Data fabric’s value to the enterprise
When you work in IT, you see first hand how the increasing business appetite for data stresses existing systems—and even in-flight digital transformations. You’re tasked with managing a sprawling data ecosystem that likely requires costly maintenance, and at the same time, your analysts can’t find the data they need or worse, are building their findings on poor data.
If that's the case, you aren't alone. Only 25% of IT leaders say their technology maximizes employee productivity. They rank disconnected data and systems among their biggest challenges alongside budget constraints and competing priorities.
It might be time for a new approach.
Data fabrics are gaining momentum as the data management design for today’s challenging data ecosystems. At their most basic level, data fabrics leverage artificial intelligence and machine learning to unify and securely manage disparate data sources without migrating them to a centralized location. Data fabric governance assumes a federated environment, so they scale by connecting to new data sources as they emerge.
At Tableau, we believe data is most valuable when everyone in an organization can use it to make better, data-driven decisions. Our unique approach to data fabric converges a data management layer within our analytics platform—which data consumers already use and love—so you can govern and secure a federated environment and enable broad self-service without disrupting the flow of business.
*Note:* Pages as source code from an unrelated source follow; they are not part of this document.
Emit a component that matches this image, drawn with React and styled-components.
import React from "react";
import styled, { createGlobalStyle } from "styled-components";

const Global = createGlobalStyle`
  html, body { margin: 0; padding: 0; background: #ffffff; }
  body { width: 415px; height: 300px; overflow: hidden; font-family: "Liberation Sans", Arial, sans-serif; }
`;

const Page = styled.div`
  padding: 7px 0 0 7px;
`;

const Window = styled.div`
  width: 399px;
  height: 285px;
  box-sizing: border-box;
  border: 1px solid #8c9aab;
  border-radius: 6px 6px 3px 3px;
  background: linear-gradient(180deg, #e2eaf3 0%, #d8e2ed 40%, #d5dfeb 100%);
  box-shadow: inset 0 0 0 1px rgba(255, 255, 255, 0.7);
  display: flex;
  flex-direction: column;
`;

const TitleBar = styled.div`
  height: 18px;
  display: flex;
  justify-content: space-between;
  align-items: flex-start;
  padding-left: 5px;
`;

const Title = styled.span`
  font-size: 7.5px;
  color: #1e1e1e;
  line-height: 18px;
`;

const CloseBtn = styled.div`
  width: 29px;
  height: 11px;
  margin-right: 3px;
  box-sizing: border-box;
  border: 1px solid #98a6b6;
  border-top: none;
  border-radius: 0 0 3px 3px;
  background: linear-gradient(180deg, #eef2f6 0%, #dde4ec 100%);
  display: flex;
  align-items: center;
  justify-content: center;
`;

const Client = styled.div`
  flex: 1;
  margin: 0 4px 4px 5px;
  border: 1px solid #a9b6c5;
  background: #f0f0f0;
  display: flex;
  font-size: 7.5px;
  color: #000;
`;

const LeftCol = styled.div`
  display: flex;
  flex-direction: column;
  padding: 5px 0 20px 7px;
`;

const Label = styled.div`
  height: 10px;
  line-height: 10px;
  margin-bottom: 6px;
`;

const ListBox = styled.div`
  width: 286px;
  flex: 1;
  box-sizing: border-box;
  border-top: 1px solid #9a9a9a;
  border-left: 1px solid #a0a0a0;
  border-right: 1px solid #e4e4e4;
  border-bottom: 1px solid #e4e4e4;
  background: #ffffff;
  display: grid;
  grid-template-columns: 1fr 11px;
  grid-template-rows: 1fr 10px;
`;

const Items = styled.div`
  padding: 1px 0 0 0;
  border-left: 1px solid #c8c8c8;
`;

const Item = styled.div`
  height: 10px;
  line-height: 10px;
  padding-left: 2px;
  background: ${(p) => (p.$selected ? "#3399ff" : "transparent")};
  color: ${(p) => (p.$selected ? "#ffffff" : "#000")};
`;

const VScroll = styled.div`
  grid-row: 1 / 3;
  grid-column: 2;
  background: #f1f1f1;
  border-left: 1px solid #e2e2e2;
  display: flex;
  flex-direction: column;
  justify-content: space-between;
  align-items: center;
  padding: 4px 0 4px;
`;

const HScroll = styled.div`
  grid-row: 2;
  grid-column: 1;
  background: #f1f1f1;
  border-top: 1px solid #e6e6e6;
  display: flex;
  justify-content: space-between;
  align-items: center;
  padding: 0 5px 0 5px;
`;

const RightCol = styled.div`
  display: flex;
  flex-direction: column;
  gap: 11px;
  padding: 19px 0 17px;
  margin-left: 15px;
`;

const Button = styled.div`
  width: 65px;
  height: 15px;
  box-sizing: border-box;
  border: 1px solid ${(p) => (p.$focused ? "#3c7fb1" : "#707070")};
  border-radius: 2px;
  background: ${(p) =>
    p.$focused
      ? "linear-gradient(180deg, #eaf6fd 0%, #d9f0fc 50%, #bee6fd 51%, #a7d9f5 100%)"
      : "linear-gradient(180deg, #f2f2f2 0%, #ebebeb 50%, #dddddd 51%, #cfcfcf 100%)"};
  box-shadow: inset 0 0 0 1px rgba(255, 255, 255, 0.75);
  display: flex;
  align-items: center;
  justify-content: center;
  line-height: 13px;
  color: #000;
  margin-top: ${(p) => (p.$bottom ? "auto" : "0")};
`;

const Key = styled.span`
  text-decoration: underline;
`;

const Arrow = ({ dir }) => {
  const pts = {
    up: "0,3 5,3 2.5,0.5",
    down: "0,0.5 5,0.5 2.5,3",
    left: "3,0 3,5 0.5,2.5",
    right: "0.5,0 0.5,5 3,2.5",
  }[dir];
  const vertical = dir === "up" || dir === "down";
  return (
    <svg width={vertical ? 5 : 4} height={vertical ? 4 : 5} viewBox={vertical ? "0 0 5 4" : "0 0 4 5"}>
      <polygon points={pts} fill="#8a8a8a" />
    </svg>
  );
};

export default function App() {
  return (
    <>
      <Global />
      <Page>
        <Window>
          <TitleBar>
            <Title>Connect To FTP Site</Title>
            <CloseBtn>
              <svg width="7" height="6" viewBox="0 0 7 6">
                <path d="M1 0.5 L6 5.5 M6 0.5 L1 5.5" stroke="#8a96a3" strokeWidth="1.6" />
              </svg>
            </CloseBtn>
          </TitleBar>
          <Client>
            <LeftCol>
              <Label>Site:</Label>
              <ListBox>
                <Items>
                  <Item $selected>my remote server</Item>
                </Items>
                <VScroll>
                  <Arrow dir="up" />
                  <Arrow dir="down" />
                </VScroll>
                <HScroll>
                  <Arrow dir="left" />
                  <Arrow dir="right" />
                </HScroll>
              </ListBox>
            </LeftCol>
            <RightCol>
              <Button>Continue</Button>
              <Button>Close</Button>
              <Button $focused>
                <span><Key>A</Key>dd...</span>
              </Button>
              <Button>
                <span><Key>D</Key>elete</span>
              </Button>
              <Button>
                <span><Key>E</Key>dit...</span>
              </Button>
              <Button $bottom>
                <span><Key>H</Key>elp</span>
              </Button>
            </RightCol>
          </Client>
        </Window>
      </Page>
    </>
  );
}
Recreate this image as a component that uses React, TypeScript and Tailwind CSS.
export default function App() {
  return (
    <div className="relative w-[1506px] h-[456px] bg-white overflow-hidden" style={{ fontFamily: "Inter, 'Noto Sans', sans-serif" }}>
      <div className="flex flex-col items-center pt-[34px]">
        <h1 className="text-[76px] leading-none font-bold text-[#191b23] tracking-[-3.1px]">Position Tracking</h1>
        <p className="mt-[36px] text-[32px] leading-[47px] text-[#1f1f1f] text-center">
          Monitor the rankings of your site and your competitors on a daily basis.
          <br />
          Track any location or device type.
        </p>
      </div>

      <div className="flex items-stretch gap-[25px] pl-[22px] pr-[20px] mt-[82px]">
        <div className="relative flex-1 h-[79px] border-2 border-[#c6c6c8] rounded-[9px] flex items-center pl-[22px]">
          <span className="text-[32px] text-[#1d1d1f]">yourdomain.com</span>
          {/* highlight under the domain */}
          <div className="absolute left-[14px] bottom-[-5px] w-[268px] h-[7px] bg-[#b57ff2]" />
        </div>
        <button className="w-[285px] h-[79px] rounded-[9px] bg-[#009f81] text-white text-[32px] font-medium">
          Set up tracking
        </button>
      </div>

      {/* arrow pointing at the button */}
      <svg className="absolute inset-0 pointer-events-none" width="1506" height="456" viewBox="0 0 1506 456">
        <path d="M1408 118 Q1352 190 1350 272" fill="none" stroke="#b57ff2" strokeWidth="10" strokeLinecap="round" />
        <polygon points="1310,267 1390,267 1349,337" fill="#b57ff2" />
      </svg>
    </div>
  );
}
Let’s take a look at the problems data fabrics are designed to solve and how Tableau’s data fabric capabilities address them.
Address technical debt
A lot of organizations find that making tools self-serve can cause unforeseen outcomes. For example, data can be used in unintended ways, often and repeatedly duplicated, and stored out of sight, injecting chaos into data management.
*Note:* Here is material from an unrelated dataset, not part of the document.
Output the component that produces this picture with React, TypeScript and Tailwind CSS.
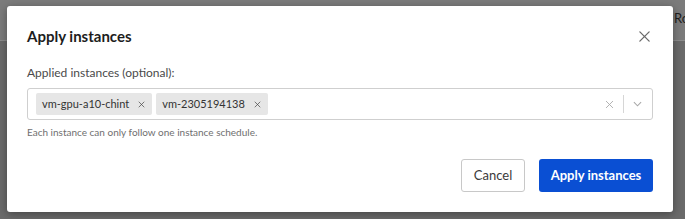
import React from "react";

function XIcon({ className }: { className?: string }) {
  return (
    <svg viewBox="0 0 14 14" className={className} fill="none" stroke="currentColor" strokeWidth="1.4" strokeLinecap="round">
      <path d="M2 2 L12 12 M12 2 L2 12" />
    </svg>
  );
}

export default function App() {
  return (
    <div className="relative w-[685px] h-[219px] overflow-hidden bg-[#6a6a6a]" style={{ fontFamily: 'Lato, "Noto Sans", sans-serif' }}>
      <div className="h-[41px] bg-[#7b7b7b] border-b border-[#8c8c8c] flex justify-end items-center">
        <span className="text-[13px] text-[#1e1e1e] mr-[-4px] mb-[2px]">Ro</span>
      </div>
      <div className="absolute left-[7px] top-[6px] w-[666px] h-[206px] bg-white rounded-[3px] shadow-[0_2px_8px_rgba(0,0,0,0.35)] flex flex-col">
        <div className="flex items-center justify-between pl-[20px] pr-[22px] pt-[19px]">
          <h2 className="text-[15px] font-bold text-[#1d1d1d] leading-[22px]">Apply instances</h2>
          <XIcon className="w-[13px] h-[13px] text-[#6a6a6a]" />
        </div>
        <div className="px-[20px] pt-[18px]">
          <div className="text-[12px] text-[#4a4a4a] leading-[16px]">Applied instances (optional):</div>
          <div className="mt-[7px] h-[32px] border border-[#cfcfcf] rounded-[3px] flex items-center pl-[8px] pr-[10px]">
            <div className="flex-1 flex gap-[4px]">
              <span className="h-[22px] bg-[#e6e6e6] rounded-[2px] pl-[6px] pr-[7px] flex items-center gap-[9px] text-[11px] text-[#333]">
                vm-gpu-a10-chint
                <XIcon className="w-[7px] h-[7px] text-[#444]" />
              </span>
              <span className="h-[22px] bg-[#e6e6e6] rounded-[2px] pl-[6px] pr-[7px] flex items-center gap-[9px] text-[11px] text-[#333]">
                vm-2305194138
                <XIcon className="w-[7px] h-[7px] text-[#444]" />
              </span>
            </div>
            <XIcon className="w-[9px] h-[9px] text-[#aaaaaa]" />
            <div className="w-px h-[18px] bg-[#d6d6d6] mx-[9px]" />
            <svg viewBox="0 0 10 6" className="w-[9px] h-[6px] text-[#a8a8a8]" fill="none" stroke="currentColor" strokeWidth="1.2">
              <path d="M1 1 L5 5 L9 1" />
            </svg>
          </div>
          <div className="mt-[5px] text-[10px] text-[#6f6f6f]">Each instance can only follow one instance schedule.</div>
        </div>
        <div className="mt-auto mb-[20px] flex justify-end gap-[14px] pr-[20px]">
          <button className="h-[33px] w-[64px] border border-[#c8c8c8] rounded-[3px] text-[13px] text-[#3a3a3a] bg-white">Cancel</button>
          <button className="h-[33px] w-[114px] rounded-[3px] text-[13px] font-bold text-white bg-[#0a4fd3]">Apply instances</button>
        </div>
      </div>
    </div>
  );
}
Throughout the years, we’ve tackled the challenge of data and content reuse. The Tableau platform today deploys capabilities that favor certified trusted sources and measures, including:
- Certified data sources carefully chosen by site administrators and project leaders
- Recommended data sources personally certified and/or automatically selected based on organizational usage patterns
- Recommended database tables that are used frequently in data sources and workbooks published to your Tableau server
With our approach, you can take advantage of existing, relevant content, avoiding duplicate work so you can spend more time on your analysis. If you are tasked with enforcing data management, you can have access to metrics on what data is being used, by whom, and at what frequency to make data source cleanup easier.
Connect and manage disparate data securely
The average enterprise has data in over 800 applications, and just 29% of them are connected.
At Tableau, we’re leading the industry with capabilities to connect to a wide variety of data, and we have made it a priority for the years to come. Here’s a look at what we provide today.
- Connector library for accessing databases and applications outside of Tableau regardless of the data source (data warehouse, CRM, etc.) and where it is stored (cloud, hybrid, or on-premise)
- Automatic ingestion of all data assets in your Tableau environment into one central list. This eliminates the need to set up an index schedule or configure connectivity
- Data refresh failure detection that flags the issue to data users for mitigation and downstream consumers
- Data modeling for every data source created in Tableau that shows how to query data in connected database tables and how to include a logical (semantic) layer and a physical layer
- Secure data access and sharing through Virtual Connections (VConn) that enables data owners to share access to groups of tables that can be used across different workbooks, data sources, and prep flows. VConns also provide securely managed service accounts, agile physical database management, reduced data proliferation, and centralized row-level security
- User role-based security that defines the maximum level of access a specific user can have on the site by predefined role and determines who can publish, interact with, or only view published content
- Metadata management that supports a native analytics catalog with full view of your data assets and sources and provides metadata in context for fast data discovery
- Data lineage and impact analysis of downstream impacts for planned changes like database migrations, field deprecation, and simpler changes that can impact assets in your environment, like the addition of a new column
Collaborate and drive adoption
Data fabrics do more than drive value with modern data management. They have the potential to create cross-functional collaboration and drive business-side support and adoption.
In the past, data analysts and IT departments worked independently from one another, effectively decoupling the business’s data needs from IT’s governance and security rule-making. Data fabric designs work best by turning that model on its head, with the business and IT collaborating on data initiatives, co-authoring data standards with the shared understanding that data self-service can only exist with data governance.
This means data analysts and IT finally get to move their projects past the enterprise data warehouse or data lake. With Tableau, the business continues to work where they already have been working, making the opportunity to scale real. Upleveling data management and governance projects to a federated zone for analytics can enable significant adoption: one Tableau customer onboarded thousands of users in less than a year.
You can see why IT leaders embrace data fabric designs. Industry-wide, data fabric designs are in their infancy, though they have such great promise that McKinsey predicts that by 2024, data fabric deployments will quadruple efficiency in data utilization while cutting human-driven data management tasks in half, leaving more time for data professionals to focus on data strategy, process optimization, and innovation.